* [Problem]
Identify the lines in the data below that contain "Tailwind" and give only how many there are.

* [Listing]

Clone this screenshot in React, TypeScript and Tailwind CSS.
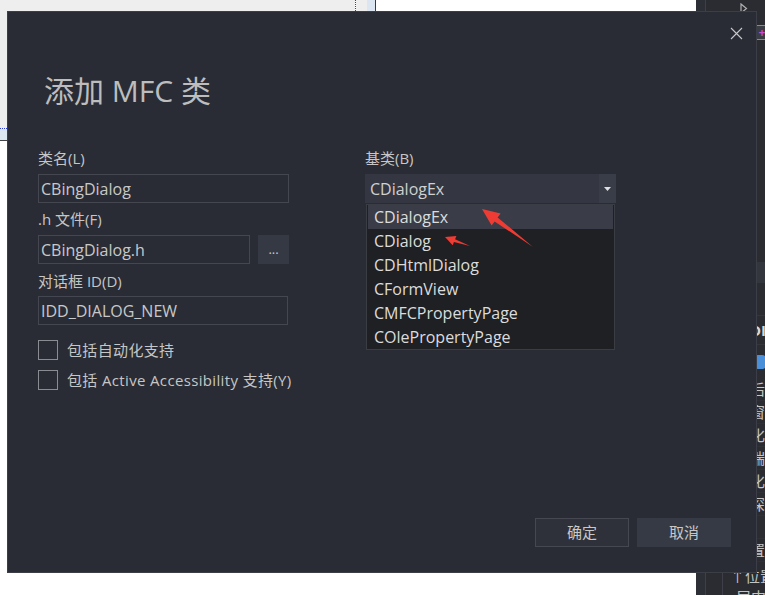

==

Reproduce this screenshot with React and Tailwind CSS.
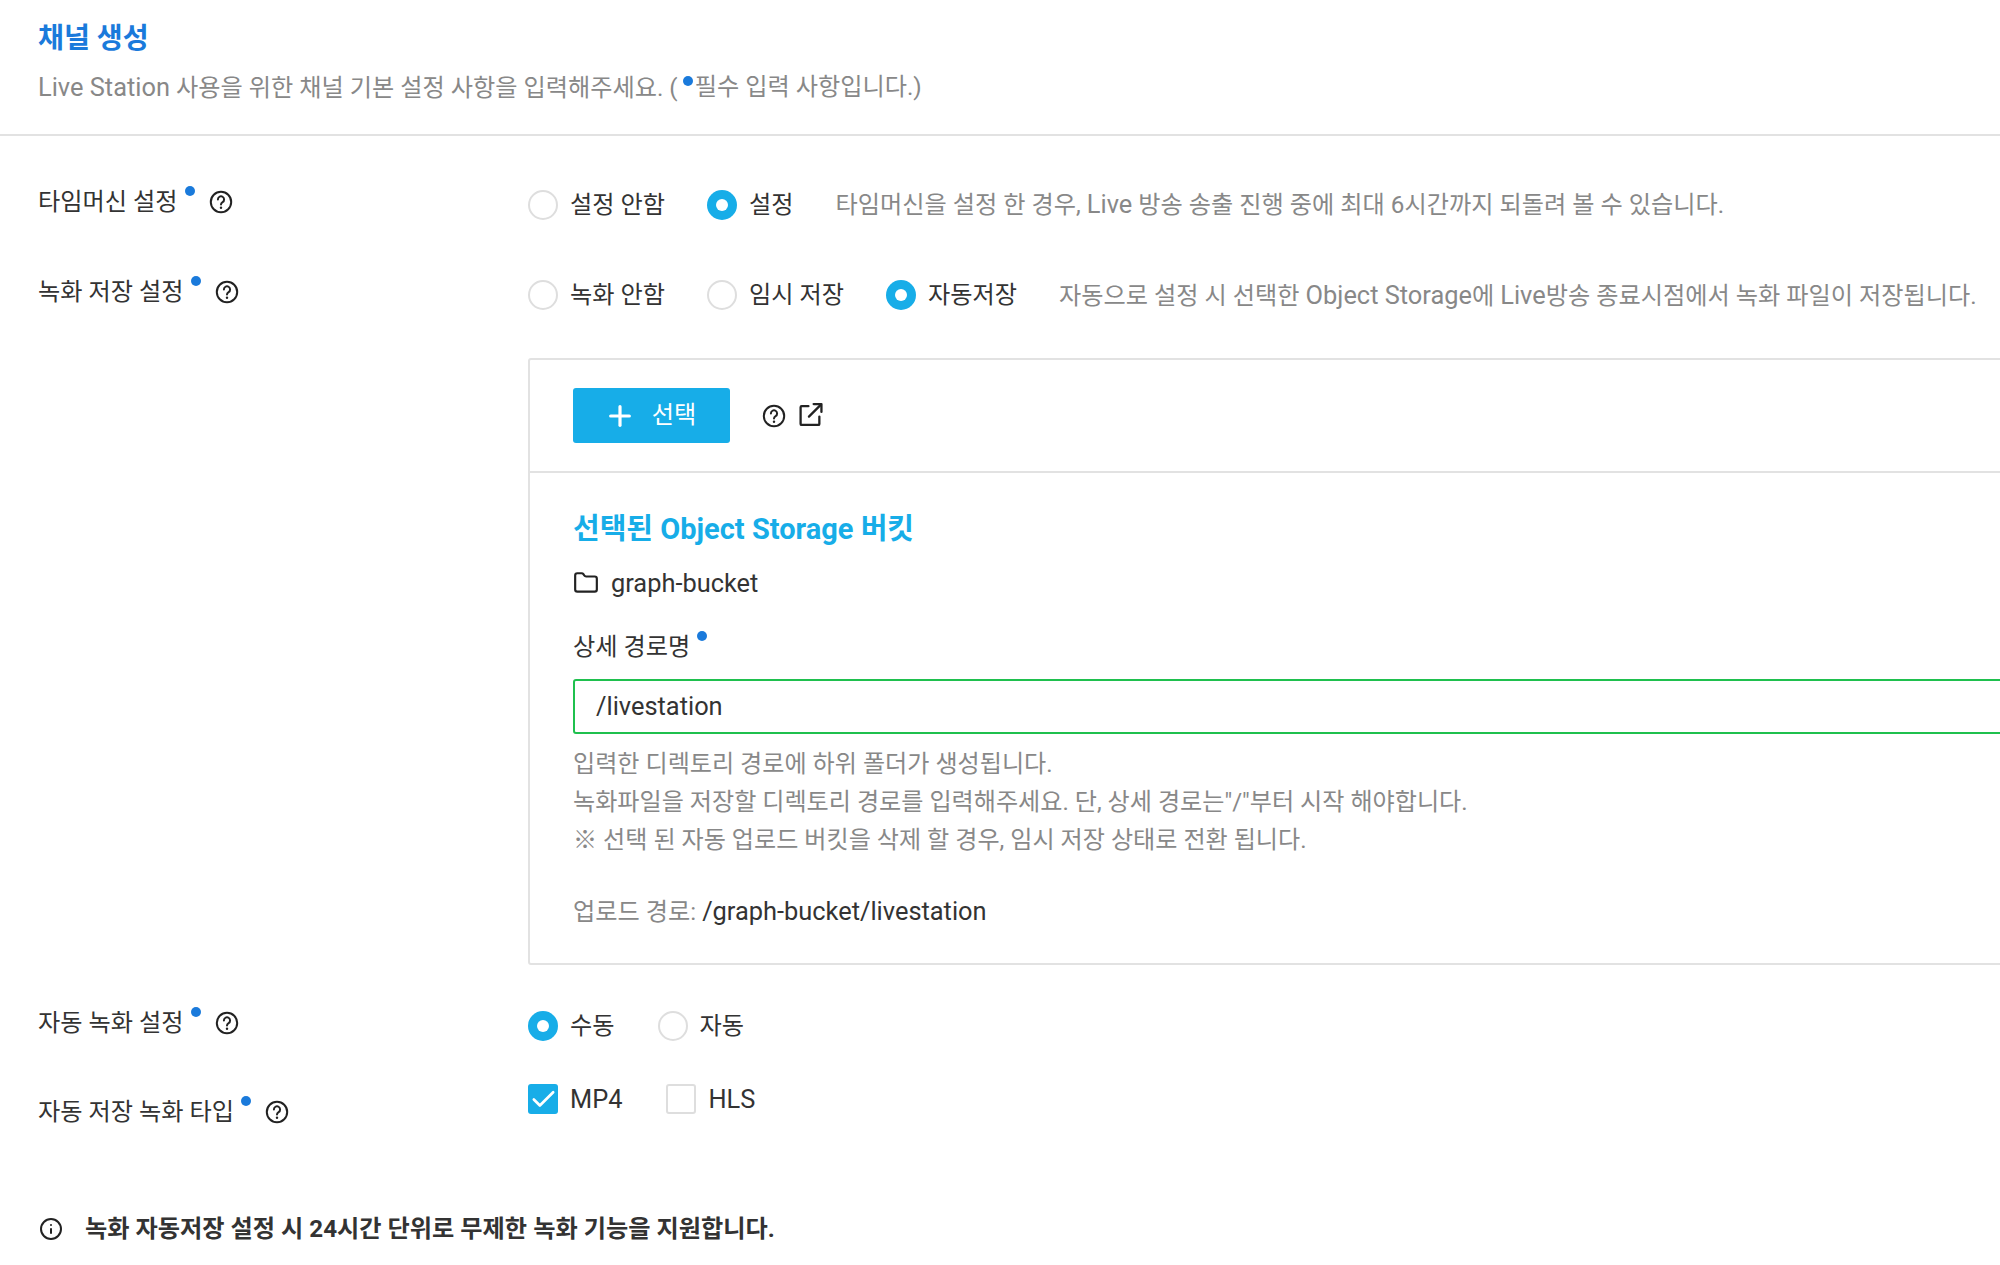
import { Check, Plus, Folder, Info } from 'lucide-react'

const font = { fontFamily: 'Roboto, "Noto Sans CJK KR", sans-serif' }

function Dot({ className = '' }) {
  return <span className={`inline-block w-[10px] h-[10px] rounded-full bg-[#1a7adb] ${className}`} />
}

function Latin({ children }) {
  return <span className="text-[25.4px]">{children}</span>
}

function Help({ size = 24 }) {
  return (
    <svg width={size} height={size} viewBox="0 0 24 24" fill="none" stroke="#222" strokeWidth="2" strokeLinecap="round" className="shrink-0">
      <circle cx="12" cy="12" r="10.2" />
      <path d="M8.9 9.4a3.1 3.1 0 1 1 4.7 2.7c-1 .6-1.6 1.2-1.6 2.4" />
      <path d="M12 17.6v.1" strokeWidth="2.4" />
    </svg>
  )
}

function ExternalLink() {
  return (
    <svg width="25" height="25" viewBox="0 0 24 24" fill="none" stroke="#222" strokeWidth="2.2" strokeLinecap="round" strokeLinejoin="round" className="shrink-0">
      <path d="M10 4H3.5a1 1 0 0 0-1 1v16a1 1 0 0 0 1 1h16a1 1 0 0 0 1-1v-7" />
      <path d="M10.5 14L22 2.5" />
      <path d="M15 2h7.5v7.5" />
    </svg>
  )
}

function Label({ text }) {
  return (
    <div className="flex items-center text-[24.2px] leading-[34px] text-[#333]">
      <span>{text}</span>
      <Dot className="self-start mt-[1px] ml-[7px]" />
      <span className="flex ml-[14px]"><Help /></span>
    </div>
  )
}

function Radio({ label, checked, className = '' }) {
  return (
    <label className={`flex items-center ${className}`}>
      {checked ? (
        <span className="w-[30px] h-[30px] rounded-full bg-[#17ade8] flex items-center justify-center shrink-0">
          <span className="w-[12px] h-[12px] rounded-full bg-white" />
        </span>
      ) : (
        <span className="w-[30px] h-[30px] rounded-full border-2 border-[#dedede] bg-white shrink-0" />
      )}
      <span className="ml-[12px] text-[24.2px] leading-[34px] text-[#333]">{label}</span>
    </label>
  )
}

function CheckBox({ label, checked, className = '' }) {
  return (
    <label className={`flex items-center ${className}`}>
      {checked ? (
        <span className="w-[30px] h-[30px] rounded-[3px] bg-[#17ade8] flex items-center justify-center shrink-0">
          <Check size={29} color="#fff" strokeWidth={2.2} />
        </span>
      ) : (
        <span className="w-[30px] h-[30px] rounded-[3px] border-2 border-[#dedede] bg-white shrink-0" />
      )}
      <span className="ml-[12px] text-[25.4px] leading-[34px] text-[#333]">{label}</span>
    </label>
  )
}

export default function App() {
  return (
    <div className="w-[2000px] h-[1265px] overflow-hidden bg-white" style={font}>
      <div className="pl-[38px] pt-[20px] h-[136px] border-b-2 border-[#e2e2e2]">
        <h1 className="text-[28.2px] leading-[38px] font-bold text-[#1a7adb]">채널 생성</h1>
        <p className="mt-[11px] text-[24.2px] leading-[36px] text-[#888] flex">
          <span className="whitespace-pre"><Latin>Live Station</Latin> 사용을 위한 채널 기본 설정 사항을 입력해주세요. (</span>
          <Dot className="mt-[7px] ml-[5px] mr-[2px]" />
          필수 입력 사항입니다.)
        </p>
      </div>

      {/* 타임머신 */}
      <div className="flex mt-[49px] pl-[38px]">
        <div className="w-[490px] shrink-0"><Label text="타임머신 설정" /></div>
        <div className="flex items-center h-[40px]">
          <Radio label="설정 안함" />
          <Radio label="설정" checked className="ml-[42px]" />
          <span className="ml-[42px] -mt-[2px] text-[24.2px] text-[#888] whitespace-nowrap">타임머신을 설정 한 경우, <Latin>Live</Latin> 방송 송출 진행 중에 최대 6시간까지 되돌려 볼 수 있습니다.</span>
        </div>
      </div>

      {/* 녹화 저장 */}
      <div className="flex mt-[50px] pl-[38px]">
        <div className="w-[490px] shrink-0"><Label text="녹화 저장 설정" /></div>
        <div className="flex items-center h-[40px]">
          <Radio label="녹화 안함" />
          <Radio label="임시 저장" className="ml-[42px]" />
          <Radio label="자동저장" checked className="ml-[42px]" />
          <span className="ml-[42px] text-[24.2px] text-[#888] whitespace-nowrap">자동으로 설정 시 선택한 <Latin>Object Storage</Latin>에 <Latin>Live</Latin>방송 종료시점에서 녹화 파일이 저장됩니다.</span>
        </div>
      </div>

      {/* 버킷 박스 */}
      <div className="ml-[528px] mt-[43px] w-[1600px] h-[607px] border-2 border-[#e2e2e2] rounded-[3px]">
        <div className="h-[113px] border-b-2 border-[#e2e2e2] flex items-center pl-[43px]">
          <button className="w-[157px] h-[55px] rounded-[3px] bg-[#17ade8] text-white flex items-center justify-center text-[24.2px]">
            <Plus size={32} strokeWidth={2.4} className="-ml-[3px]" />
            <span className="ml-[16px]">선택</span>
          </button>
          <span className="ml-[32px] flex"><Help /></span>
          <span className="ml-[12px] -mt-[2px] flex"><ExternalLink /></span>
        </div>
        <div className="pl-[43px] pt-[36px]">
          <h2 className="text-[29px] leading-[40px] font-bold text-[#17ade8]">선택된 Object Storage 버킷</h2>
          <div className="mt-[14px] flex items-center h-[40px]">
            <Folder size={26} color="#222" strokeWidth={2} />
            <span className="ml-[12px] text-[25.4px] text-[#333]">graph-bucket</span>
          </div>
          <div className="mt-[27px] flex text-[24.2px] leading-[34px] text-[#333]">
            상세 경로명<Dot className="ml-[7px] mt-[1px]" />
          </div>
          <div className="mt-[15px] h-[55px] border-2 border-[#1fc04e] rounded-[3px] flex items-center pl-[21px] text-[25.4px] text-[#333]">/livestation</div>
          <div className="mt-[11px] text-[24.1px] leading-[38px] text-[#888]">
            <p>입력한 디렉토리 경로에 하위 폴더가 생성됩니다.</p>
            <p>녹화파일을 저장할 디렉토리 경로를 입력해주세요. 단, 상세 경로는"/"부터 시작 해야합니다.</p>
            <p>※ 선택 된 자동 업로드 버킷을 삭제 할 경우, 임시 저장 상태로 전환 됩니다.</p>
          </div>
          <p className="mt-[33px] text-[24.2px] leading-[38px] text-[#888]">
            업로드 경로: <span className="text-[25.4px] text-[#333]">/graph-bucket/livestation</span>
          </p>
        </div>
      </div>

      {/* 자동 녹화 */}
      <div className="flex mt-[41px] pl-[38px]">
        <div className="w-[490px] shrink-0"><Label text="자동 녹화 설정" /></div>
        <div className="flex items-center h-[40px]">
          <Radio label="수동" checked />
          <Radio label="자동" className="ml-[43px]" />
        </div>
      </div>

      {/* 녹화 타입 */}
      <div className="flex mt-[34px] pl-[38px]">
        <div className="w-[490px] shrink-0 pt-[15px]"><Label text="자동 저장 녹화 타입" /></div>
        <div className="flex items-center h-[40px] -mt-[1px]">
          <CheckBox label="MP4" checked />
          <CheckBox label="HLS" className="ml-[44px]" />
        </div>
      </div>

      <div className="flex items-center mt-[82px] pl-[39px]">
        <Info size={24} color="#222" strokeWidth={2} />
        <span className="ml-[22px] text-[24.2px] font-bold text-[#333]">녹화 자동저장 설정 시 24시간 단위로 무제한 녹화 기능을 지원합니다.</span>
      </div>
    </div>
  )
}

* [Response to this task]
2